__To do__: Pick out each line containing the string "this".

= = = = =

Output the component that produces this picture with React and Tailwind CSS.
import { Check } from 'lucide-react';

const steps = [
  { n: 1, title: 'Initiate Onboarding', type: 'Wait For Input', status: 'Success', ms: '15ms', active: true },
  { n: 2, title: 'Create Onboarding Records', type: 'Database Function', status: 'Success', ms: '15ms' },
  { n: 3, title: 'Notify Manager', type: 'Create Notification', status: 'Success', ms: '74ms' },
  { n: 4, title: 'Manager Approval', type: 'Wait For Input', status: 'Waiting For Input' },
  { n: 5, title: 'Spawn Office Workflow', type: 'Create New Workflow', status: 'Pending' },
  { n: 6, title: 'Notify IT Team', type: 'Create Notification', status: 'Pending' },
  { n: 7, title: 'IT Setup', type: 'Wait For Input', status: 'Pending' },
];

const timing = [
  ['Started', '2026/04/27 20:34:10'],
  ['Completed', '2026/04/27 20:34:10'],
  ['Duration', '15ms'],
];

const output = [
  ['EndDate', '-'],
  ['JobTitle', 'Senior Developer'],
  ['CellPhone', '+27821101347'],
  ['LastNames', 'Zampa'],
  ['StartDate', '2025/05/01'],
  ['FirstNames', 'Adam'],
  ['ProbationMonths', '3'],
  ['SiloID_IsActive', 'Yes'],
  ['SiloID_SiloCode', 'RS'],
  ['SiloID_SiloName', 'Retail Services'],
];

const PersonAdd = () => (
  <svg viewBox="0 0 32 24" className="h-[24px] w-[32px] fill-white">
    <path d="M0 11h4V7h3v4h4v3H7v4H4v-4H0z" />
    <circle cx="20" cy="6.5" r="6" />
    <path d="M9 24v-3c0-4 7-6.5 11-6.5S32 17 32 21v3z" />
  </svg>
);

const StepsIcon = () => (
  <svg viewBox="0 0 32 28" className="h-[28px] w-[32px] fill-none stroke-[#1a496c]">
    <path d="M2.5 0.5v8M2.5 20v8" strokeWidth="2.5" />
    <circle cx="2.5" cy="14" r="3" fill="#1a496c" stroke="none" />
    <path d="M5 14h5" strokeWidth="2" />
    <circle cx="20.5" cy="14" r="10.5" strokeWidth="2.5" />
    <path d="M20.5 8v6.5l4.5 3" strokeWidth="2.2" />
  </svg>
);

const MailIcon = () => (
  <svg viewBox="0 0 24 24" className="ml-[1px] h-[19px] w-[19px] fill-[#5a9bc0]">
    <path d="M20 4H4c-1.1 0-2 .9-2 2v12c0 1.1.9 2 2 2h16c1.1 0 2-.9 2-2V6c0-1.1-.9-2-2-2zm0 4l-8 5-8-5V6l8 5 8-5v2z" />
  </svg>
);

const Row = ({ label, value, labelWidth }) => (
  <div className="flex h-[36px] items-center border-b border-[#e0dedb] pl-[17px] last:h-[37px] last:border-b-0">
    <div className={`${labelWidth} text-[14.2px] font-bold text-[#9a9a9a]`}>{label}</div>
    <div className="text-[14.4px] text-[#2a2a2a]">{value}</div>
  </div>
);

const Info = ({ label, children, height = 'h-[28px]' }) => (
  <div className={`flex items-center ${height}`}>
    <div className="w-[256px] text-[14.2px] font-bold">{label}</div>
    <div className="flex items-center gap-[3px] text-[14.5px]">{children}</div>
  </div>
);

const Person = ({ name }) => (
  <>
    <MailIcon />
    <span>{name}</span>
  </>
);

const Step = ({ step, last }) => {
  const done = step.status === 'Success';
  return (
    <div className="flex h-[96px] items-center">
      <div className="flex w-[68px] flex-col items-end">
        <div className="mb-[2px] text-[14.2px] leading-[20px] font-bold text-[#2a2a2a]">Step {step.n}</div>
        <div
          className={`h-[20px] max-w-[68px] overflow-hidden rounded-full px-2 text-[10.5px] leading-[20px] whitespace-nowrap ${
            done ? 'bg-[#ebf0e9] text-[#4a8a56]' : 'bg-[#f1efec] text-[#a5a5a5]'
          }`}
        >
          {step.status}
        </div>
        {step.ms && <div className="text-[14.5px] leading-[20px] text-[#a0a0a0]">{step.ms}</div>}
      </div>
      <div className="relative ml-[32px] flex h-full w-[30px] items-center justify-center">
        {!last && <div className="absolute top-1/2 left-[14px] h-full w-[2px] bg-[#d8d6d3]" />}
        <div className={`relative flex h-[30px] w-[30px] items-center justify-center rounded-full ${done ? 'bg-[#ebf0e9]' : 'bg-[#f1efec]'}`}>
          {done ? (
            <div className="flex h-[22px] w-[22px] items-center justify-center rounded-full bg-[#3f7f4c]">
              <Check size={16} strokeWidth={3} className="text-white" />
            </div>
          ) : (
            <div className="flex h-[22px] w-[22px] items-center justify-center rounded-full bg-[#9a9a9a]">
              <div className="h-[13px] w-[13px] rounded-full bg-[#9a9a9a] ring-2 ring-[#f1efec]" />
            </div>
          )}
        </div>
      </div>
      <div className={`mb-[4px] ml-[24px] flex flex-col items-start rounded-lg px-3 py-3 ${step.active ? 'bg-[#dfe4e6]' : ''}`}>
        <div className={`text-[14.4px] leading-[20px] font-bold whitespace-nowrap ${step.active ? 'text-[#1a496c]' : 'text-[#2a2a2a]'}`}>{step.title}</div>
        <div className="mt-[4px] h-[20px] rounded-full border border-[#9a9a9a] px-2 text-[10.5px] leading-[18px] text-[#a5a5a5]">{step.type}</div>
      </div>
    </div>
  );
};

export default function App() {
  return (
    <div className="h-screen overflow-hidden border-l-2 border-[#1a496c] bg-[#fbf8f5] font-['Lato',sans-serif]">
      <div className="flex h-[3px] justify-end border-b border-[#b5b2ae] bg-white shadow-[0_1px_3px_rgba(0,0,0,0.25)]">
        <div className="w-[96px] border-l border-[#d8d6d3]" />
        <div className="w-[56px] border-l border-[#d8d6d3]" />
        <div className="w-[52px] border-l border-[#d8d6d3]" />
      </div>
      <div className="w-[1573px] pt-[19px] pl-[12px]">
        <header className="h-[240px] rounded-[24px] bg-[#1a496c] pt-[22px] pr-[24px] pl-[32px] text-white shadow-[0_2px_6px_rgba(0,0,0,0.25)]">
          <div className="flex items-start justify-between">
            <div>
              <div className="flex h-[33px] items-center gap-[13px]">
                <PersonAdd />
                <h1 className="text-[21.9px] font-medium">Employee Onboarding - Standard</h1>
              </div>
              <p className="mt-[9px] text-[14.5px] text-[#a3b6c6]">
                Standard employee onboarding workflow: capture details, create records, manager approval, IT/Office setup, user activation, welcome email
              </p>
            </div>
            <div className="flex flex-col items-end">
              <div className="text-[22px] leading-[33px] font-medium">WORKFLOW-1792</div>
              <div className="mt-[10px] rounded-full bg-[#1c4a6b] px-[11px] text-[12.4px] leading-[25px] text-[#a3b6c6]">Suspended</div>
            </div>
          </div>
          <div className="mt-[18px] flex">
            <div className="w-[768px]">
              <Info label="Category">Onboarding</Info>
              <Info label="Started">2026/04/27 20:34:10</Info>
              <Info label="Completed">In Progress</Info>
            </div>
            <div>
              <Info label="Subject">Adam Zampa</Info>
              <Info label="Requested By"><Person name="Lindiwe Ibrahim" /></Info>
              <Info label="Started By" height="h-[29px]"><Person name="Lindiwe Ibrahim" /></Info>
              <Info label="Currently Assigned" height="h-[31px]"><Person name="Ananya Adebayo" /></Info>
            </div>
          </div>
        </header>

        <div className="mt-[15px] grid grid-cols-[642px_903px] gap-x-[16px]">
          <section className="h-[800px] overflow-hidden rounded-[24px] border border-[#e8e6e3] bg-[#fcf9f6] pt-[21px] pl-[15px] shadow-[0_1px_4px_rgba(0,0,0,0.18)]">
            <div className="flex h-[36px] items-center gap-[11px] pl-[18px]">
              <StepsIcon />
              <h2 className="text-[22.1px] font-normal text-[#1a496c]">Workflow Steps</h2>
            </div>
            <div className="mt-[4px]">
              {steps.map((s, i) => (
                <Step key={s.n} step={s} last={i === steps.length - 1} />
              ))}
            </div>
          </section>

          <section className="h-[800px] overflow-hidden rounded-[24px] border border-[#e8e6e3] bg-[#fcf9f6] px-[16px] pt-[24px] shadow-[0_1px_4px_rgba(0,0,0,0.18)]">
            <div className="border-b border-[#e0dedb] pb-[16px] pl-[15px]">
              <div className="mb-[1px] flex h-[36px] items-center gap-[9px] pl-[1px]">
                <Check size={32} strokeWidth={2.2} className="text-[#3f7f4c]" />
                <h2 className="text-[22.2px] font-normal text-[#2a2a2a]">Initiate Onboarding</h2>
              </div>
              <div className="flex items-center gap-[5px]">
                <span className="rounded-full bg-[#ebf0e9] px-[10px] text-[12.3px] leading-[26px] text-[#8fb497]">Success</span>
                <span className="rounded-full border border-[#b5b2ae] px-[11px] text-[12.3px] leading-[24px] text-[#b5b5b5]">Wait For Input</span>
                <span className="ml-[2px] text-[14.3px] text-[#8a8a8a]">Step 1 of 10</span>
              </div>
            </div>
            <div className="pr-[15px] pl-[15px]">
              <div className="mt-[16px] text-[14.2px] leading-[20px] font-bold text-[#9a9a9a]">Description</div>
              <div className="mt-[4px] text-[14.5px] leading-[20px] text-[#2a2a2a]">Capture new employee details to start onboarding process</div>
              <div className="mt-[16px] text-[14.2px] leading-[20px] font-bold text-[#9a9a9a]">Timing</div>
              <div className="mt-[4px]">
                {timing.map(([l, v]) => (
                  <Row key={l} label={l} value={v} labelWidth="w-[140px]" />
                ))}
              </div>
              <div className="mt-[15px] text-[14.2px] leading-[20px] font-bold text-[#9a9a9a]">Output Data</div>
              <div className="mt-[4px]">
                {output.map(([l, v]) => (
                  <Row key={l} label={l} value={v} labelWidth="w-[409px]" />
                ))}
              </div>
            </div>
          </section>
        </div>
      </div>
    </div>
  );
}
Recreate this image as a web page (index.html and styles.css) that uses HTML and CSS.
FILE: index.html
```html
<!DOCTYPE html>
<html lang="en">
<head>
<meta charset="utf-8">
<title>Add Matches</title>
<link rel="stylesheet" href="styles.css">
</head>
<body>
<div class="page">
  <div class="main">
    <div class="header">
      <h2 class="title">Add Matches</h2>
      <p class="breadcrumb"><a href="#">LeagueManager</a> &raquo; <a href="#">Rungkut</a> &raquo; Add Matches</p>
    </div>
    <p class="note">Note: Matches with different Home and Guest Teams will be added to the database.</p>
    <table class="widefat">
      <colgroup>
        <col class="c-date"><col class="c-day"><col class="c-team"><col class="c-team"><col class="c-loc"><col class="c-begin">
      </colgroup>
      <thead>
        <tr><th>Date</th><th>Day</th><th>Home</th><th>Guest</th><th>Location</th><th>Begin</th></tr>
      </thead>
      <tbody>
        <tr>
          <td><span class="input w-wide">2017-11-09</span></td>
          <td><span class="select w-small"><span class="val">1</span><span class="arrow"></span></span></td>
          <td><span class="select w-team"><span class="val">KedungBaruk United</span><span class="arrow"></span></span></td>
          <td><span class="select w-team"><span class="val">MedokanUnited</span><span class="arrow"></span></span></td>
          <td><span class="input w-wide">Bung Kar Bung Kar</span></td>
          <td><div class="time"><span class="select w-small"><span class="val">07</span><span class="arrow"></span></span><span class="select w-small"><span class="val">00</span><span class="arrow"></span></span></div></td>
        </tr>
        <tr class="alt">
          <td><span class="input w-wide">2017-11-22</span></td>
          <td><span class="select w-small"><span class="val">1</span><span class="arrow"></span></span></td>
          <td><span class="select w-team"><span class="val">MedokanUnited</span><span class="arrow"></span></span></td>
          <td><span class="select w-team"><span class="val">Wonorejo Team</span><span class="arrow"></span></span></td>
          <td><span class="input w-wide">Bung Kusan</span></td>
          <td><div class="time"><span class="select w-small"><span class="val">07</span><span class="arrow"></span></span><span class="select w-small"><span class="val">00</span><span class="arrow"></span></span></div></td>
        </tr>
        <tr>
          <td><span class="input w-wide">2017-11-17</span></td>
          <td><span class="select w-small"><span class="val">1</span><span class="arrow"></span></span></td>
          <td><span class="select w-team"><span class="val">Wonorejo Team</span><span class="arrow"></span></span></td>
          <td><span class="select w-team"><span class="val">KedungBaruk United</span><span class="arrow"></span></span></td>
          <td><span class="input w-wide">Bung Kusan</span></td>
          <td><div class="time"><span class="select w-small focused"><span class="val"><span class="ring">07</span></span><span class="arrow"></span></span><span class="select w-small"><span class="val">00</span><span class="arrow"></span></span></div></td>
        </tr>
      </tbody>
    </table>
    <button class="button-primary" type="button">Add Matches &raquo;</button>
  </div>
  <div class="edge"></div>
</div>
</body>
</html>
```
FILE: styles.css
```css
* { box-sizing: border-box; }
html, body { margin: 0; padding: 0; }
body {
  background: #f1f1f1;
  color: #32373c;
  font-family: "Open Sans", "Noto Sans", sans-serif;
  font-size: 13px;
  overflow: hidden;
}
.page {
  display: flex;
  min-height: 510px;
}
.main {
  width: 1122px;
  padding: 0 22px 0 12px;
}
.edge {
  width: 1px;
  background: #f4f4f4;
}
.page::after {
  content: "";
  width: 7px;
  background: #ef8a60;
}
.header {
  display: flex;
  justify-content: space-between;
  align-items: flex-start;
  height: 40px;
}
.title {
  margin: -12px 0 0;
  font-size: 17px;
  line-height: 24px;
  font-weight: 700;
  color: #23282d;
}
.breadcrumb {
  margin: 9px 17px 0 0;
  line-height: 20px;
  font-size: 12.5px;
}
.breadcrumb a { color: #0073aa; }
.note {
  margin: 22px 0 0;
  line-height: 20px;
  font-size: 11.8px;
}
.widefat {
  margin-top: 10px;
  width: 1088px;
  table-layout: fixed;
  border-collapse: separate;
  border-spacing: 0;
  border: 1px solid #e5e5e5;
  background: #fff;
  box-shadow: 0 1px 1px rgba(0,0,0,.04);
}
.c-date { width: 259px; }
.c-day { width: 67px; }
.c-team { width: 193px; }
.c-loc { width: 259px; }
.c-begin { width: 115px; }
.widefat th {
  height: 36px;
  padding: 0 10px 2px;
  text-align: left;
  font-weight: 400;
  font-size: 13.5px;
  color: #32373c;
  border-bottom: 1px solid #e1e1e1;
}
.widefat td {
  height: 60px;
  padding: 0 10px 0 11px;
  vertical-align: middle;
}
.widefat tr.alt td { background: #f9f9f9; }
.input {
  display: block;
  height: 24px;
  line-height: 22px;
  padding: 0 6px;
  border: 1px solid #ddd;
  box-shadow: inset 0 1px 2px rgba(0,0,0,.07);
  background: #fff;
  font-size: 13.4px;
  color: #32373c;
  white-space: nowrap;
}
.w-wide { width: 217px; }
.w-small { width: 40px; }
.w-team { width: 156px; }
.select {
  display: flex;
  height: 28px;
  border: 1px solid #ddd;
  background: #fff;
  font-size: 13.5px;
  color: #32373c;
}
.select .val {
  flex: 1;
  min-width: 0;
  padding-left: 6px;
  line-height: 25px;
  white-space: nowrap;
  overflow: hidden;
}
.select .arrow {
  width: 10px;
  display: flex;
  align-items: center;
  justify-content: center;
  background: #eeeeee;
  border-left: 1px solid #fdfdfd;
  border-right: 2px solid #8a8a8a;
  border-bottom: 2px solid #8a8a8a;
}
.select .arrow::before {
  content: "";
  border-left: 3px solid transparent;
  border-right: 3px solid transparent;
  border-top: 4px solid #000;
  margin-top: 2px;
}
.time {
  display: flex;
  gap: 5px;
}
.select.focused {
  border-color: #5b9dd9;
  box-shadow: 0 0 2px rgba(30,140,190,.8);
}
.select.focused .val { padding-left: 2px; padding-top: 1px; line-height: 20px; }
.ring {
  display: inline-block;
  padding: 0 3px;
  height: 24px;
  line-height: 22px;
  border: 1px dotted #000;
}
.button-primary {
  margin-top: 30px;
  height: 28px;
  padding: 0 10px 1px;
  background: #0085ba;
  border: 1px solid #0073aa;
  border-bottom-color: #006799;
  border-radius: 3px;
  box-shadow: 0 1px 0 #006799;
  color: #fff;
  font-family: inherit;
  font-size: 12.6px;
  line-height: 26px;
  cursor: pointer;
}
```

= = = = =

__Exercise response__:
Output the component that produces this picture with React and Tailwind CSS.
Recreate this image as a web page (index.html and styles.css) that uses HTML and CSS.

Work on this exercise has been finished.